Set down all of the data that follows word for word, without the images.

**INFORMATION PROVIDED:**
§ §
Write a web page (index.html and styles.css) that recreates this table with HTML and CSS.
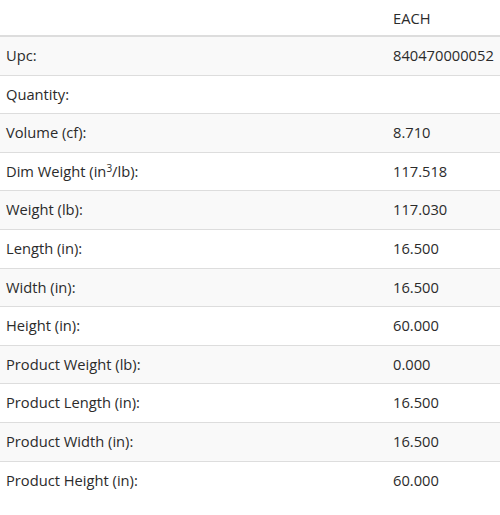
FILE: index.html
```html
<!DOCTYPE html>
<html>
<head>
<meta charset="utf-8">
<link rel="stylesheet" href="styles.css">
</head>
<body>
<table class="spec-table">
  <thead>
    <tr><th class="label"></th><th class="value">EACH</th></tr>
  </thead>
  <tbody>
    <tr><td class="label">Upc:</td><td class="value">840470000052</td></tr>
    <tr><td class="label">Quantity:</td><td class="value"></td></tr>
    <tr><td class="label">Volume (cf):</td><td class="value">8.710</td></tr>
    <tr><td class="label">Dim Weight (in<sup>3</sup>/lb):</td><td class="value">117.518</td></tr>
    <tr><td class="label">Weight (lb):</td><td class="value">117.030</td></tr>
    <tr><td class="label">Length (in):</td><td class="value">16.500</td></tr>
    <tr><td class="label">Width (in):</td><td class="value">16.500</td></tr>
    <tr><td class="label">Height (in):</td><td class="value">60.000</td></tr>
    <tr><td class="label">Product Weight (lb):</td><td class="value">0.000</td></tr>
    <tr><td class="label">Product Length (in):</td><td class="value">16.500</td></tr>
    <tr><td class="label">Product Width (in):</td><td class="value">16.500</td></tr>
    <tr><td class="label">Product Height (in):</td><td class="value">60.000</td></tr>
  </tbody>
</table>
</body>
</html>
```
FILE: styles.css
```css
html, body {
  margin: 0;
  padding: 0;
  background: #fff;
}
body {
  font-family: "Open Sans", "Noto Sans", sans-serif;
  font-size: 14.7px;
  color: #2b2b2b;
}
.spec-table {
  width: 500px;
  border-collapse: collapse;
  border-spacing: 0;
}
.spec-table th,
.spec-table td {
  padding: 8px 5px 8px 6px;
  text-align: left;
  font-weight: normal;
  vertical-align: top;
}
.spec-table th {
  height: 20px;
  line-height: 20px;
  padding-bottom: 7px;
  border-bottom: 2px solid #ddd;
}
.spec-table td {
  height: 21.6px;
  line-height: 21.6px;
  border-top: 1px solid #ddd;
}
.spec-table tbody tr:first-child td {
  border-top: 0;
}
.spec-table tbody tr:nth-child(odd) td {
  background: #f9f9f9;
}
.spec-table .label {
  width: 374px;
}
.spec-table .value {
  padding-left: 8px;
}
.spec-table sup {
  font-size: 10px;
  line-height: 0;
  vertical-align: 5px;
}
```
§ §
**RESPONSE TO THE TASK:**
Write a web page (index.html and styles.css) that recreates this table with HTML and CSS.
FILE: index.html
```html
<!DOCTYPE html>
<html>
<head>
<meta charset="utf-8">
<link rel="stylesheet" href="styles.css">
</head>
<body>
<table class="spec-table">
  <thead>
    <tr><th class="label"></th><th class="value">EACH</th></tr>
  </thead>
  <tbody>
    <tr><td class="label">Upc:</td><td class="value">840470000052</td></tr>
    <tr><td class="label">Quantity:</td><td class="value"></td></tr>
    <tr><td class="label">Volume (cf):</td><td class="value">8.710</td></tr>
    <tr><td class="label">Dim Weight (in<sup>3</sup>/lb):</td><td class="value">117.518</td></tr>
    <tr><td class="label">Weight (lb):</td><td class="value">117.030</td></tr>
    <tr><td class="label">Length (in):</td><td class="value">16.500</td></tr>
    <tr><td class="label">Width (in):</td><td class="value">16.500</td></tr>
    <tr><td class="label">Height (in):</td><td class="value">60.000</td></tr>
    <tr><td class="label">Product Weight (lb):</td><td class="value">0.000</td></tr>
    <tr><td class="label">Product Length (in):</td><td class="value">16.500</td></tr>
    <tr><td class="label">Product Width (in):</td><td class="value">16.500</td></tr>
    <tr><td class="label">Product Height (in):</td><td class="value">60.000</td></tr>
  </tbody>
</table>
</body>
</html>
```
FILE: styles.css
```css
html, body {
  margin: 0;
  padding: 0;
  background: #fff;
}
body {
  font-family: "Open Sans", "Noto Sans", sans-serif;
  font-size: 14.7px;
  color: #2b2b2b;
}
.spec-table {
  width: 500px;
  border-collapse: collapse;
  border-spacing: 0;
}
.spec-table th,
.spec-table td {
  padding: 8px 5px 8px 6px;
  text-align: left;
  font-weight: normal;
  vertical-align: top;
}
.spec-table th {
  height: 20px;
  line-height: 20px;
  padding-bottom: 7px;
  border-bottom: 2px solid #ddd;
}
.spec-table td {
  height: 21.6px;
  line-height: 21.6px;
  border-top: 1px solid #ddd;
}
.spec-table tbody tr:first-child td {
  border-top: 0;
}
.spec-table tbody tr:nth-child(odd) td {
  background: #f9f9f9;
}
.spec-table .label {
  width: 374px;
}
.spec-table .value {
  padding-left: 8px;
}
.spec-table sup {
  font-size: 10px;
  line-height: 0;
  vertical-align: 5px;
}
```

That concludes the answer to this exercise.